There are some good points in Smith’s piece about teaching the consent and politeness to high school students. But the above two points are ridiculous. Asking my baby if it’s alright to change her diaper is not going to educate her on issues of sexual consent, or help her set “boundaries.” Talking to kindergarteners about respecting the space of others is an obvious issue of etiquette, like learning to share toys and use “inside voices.”
The problem with the culture we’ve crafted surrounding sex isn’t ultimately about consent—it’s ultimately, and more deeply, an issue of respect and charity. We don’t need to ask our kids whether they want their diapers changed: we need to teach them about character.
The seeds of sexual assault are going to start young, Smith is right about that. But talking about consent to a kindergartener is not going to solve the problem—because a young man like Brock Turner doesn’t care whether or not a woman gives him consent. He’s already decided that his desires trump the needs or desires of anyone else around him. We need to reach beyond sexual politics, and seek to guide the hearts of our children: teaching them what is right, and stirring in them a desire to do what is good.
When I was a young girl, I remember reading Sir Walter Scott’s Ivanhoe. Say what you will about the romantic, embellished prose or stereotypical characters—it taught me what it looks like to be a lady, and what it looks like to be a gentleman.
Take, first, the character Rebecca: noble, valiant, stubborn, virtuous. She has self-respect and nobility. When others treat her badly, it doesn’t upend her security or confidence. When she’s threatened by a man who wants to her to become his mistress, she firmly, resolutely tells him “no.” It doesn’t matter what the world thinks or what the consequences might be: she knows what is right. And she has the dignity and courage to pursue that unflinchingly.
Then there’s Ivanhoe: a valiant knight, caring son, loyal lover. He also does what is right, no matter the consequences. Near the end of the book, Ivanhoe seeks to rescue Rebecca from her tormenter and be her champion—even though he’s in love with someone else. This is what a gentleman is: someone who seeks the wellbeing and safety of vulnerable people around him, regardless of whether it’s in his own interests.
Stories like this—be they fairy tales or histories, biographies or novels—foster virtue. They shape our loves and desires, pointing us toward the good. Between a video game such as World of Warcraft—in which violence is promoted and women are portrayed in an objectifying and sexualized way—and the above story, which do you think would encourage boys more toward gentlemanly behavior? Toward seeking the consent and comfort of women they’re attracted to?
Words like “lady” and “gentleman” seem antiquated in today’s society; and it’s true, they’re derived from a time in which gender roles were less fluid and sexual mores were more strict. But I’d argue that ladylike and/or gentlemanly behavior needn’t be consigned to the history books, because these words capture what it means to have a virtuous balance of self-respect and deference, dignity and charity. Being a lady has nothing to do with acting “feminine” or wearing frilly clothing. Being a gentleman has nothing to do with lording one’s might or “manliness” over others—quite the opposite. These words describe a person who prizes their own self-worth and dignity, while also caring deeply for the wellbeing of those around them.

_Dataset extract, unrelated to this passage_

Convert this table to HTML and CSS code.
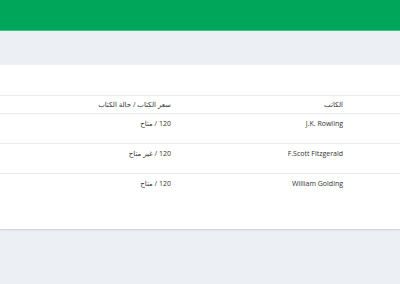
FILE: index.html
```html
<!DOCTYPE html>
<html lang="ar" dir="rtl">
<head>
<meta charset="utf-8">
<title>الكتب</title>
<link rel="stylesheet" href="styles.css">
</head>
<body>
<header class="topbar"></header>
<main class="content">
  <section class="box">
    <div class="box-head"></div>
    <table class="books">
      <thead>
        <tr><th class="gap"></th><th class="author">الكاتب</th><th class="price">سعر الكتاب / حالة الكتاب</th></tr>
      </thead>
      <tbody>
        <tr><td class="gap"></td><td class="author" dir="ltr">J.K. Rowling</td><td class="price">120 / متاح</td></tr>
        <tr><td class="gap"></td><td class="author" dir="ltr">F.Scott Fitzgerald</td><td class="price">120 / غير متاح</td></tr>
        <tr class="last"><td class="gap"></td><td class="author" dir="ltr">William Golding</td><td class="price">120 / متاح</td></tr>
      </tbody>
    </table>
  </section>
</main>
</body>
</html>
```
FILE: styles.css
```css
html, body {
  margin: 0;
  padding: 0;
}

body {
  background: #ecf0f5;
  font-family: "Open Sans", "Noto Sans", "DejaVu Sans", sans-serif;
  font-size: 7px;
  color: #333;
  height: 284px;
  overflow: hidden;
}

.topbar {
  height: 30px;
  background: #00a65a;
  border-bottom: 1px solid #3cc283;
}

.content {
  padding-top: 34px;
}

.box {
  background: #fff;
  height: 164px;
  box-shadow: 0 1px 0 #d2d6de, 0 2px 2px rgba(0, 0, 0, 0.05);
}

.box-head {
  height: 30px;
}

.books {
  width: 100%;
  border-collapse: collapse;
  table-layout: fixed;
}

.books th,
.books td {
  text-align: right;
  font-weight: normal;
  color: #333;
  border-top: 1px solid #ebebeb;
  padding: 0 8px;
  vertical-align: top;
  white-space: nowrap;
}

.books th {
  height: 17px;
  line-height: 17px;
}

.books td {
  height: 30px;
  padding-top: 5px;
  box-sizing: border-box;
  line-height: 10px;
}

.books .gap {
  width: 33px;
}

.books .author {
  width: 156px;
}
```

And it’s these two ingredients that—when well-balanced—enable our sexual relationships to be healthy and prosperous. Women need to have the confidence necessary to say “no” when they want to, to be stubborn in pursuing what they know will make them happy. Men need to have dignity and self-worth to see certain acts as evil and abhorrent—to see sexual assault as repulsive and beneath them. At the same time, men need to care deeply for the wellbeing of the women around them. They need to seek their health and happiness, first and foremost. And women, too, must exercise this sort of kindness toward the men in their lives.
This isn’t something that a Youtube video about tea or a discussion about hugs in kindergarten will fix. It’s something that requires regular, thoughtful, intentional investment in a child’s character: seeking to put virtuous role models in his or her life, striving to foster habits of virtue through intentionality and love. It’s about fostering children’s moral imaginations, not just teaching them how to set boundaries or say “yes” and “no.”
Admittedly, this makes things a lot harder: it’s a more three-dimensional response to the issues of sexual assault we’re confronting. But it will give us better long-term solutions to this problem by fostering self-respecting, charitable individuals who seek the good of those around them, no matter the circumstances.